In those instants, the doubts come flowing in like a tidal wave. We suddenly realise that, were the dominant tradition true, all of existence would be a kind of horror story, like a tale of guests at a party at a splendid estate enjoying themselves in perfect ease of mind while far below, down in the deepest basement of the house, there lies a torture-chamber filled with victims who cannot escape and whose cries never reach the rooms overhead.

But then, devout and obedient souls that we are, we regain control of our thoughts, drive those doubts away, and try to forget as quickly as possible what our consciences are telling us lest God overhear them and damn us forever.

Still, it is obvious. There is an argument against the coherence of the doctrine of eternal perdition that is simpler than any other and that is incontrovertibly true and that I think all of us know without realising we know it.

And, while most infernalists would dismiss it as trivial or impressionistic or sentimental, its logic is devastating for anyone willing to set his or her heart to contemplate it.
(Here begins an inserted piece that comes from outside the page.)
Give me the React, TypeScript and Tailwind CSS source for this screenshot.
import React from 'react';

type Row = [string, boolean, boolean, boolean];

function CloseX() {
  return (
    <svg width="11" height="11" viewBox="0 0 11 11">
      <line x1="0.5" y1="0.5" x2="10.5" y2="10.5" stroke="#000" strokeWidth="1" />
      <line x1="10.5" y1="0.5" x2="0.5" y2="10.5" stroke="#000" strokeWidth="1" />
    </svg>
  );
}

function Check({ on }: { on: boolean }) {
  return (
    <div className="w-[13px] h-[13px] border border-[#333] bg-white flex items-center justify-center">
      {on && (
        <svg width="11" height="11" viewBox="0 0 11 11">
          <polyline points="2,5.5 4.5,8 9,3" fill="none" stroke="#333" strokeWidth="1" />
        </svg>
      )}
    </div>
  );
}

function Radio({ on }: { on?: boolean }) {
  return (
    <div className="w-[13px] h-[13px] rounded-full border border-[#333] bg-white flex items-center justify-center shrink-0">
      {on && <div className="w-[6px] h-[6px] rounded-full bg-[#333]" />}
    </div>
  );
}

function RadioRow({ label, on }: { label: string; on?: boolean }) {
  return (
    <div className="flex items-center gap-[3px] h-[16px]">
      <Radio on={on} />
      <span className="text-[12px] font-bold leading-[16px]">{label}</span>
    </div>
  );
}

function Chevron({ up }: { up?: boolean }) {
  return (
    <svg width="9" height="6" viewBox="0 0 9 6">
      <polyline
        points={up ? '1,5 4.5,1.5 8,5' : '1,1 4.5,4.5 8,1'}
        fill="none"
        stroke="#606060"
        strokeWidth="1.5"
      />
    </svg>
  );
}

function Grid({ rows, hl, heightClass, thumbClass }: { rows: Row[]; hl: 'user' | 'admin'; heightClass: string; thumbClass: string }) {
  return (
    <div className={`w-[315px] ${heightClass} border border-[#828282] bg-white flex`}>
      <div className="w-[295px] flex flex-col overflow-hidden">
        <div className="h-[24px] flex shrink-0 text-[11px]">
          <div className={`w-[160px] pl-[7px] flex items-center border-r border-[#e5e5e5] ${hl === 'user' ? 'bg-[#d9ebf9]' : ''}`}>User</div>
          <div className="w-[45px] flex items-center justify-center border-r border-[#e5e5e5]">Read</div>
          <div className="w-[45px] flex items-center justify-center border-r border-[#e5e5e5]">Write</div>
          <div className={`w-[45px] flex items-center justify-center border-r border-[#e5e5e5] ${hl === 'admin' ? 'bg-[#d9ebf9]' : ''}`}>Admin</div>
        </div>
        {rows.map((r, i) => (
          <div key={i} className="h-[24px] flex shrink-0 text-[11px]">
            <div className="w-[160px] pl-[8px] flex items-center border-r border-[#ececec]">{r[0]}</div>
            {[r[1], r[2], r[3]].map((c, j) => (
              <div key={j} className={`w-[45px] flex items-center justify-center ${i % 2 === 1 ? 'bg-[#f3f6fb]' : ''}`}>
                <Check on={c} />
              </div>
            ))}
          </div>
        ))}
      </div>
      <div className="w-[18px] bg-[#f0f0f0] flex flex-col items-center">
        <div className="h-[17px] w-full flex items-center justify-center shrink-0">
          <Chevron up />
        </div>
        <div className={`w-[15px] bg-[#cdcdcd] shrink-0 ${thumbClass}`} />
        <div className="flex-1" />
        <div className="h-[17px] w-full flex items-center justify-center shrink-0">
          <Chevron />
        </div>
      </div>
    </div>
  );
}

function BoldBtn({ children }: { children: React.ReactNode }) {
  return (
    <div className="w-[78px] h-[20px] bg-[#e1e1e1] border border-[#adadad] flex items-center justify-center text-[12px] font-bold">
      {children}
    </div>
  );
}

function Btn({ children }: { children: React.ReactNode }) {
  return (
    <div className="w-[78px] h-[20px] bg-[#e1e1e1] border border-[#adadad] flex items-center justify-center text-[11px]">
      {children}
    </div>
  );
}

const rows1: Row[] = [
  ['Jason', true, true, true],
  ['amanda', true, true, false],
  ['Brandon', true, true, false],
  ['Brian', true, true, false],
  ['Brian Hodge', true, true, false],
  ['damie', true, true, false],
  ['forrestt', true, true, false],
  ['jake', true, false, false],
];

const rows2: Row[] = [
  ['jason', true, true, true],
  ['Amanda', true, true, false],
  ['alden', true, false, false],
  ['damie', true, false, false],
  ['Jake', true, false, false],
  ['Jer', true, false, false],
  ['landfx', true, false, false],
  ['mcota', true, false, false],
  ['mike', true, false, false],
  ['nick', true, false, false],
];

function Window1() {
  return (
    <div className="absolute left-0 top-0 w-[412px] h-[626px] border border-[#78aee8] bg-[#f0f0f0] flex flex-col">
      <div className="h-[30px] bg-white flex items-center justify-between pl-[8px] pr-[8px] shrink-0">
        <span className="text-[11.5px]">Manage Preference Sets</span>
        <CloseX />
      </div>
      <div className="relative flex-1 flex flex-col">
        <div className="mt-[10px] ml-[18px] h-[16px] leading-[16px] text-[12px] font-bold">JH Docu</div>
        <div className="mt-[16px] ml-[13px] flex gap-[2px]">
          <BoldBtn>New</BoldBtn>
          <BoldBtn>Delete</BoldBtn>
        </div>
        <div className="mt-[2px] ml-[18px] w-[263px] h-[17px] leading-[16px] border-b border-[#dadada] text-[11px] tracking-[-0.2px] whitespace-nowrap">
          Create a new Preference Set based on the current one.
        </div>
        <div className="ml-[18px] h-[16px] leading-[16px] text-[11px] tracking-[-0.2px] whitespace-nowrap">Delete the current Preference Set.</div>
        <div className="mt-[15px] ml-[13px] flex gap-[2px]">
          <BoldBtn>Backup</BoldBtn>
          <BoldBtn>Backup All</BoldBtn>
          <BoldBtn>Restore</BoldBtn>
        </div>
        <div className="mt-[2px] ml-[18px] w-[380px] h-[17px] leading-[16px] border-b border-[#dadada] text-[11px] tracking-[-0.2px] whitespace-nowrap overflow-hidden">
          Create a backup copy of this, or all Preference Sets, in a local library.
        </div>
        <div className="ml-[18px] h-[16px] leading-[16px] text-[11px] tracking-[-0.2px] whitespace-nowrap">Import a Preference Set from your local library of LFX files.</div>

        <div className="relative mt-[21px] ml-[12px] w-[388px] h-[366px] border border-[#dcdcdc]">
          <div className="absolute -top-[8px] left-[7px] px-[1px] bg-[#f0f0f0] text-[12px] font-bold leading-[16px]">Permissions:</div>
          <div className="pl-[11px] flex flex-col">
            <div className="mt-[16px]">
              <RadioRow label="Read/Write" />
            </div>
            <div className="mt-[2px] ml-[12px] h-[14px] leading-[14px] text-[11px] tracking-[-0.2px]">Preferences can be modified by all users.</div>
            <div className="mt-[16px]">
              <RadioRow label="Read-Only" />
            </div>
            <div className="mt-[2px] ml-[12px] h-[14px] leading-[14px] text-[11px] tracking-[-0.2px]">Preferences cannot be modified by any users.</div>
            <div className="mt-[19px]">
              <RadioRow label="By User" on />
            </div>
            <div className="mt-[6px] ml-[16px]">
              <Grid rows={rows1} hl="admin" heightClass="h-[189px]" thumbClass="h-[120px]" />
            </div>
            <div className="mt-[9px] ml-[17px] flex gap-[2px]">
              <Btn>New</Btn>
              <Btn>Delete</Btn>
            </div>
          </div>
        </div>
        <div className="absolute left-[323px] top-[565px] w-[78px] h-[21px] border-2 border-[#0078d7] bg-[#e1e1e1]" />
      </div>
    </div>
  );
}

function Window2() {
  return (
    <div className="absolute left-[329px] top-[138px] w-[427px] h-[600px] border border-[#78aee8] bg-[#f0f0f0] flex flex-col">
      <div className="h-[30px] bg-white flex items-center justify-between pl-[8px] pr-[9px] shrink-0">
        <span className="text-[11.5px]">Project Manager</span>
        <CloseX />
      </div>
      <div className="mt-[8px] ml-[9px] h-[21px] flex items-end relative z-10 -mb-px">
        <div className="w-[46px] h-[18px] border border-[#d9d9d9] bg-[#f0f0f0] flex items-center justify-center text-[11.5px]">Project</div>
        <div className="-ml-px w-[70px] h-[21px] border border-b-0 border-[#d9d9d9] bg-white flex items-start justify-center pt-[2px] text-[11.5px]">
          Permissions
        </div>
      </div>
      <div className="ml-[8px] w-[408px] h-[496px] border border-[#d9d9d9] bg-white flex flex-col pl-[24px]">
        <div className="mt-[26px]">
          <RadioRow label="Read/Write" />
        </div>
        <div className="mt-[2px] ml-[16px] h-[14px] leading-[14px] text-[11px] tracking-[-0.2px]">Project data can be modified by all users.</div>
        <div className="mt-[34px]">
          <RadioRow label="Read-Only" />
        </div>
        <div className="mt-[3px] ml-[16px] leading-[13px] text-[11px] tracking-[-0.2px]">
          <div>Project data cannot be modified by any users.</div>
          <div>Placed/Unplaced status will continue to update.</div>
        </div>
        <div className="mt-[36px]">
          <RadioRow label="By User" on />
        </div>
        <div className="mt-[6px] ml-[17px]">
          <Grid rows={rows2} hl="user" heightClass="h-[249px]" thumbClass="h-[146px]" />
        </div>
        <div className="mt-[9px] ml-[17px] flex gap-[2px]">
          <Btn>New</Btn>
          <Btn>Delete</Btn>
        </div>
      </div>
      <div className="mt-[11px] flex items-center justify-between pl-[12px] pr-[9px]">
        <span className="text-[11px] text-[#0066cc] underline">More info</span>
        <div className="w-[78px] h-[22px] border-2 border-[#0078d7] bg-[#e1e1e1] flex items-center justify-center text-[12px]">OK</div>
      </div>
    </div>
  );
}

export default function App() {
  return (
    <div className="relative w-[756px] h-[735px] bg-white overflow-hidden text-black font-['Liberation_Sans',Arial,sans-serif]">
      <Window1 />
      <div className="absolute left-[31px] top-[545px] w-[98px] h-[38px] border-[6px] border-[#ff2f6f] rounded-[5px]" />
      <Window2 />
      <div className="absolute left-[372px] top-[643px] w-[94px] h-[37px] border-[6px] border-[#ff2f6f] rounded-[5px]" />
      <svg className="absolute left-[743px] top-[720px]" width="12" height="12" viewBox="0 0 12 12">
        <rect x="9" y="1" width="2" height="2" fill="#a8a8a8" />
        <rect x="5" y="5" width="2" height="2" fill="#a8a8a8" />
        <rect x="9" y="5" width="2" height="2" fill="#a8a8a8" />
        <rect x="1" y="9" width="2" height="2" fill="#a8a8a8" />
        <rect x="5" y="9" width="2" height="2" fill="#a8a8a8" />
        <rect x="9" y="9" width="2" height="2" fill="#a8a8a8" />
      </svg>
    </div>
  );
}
It is this: The irresoluble contradiction at the very core of the now dominant understanding of Christian confession is that the faith commands us to love God with all our heart, soul, and mind and our neighbours as ourselves, while also enjoining us to believe in the reality of an eternal hell; we cannot possibly do both of these things at once.

I say this not just because I think it emotionally impossible fully to love a God capable of consigning any creature to everlasting suffering though in fact I do think this. I say it, rather, because absolute love of neighbour and a perfectly convinced belief in hell are antithetical to one another in principle , and because all our language of Christian love is rendered vacuous to the precise degree that we truly believe in eternal perdition.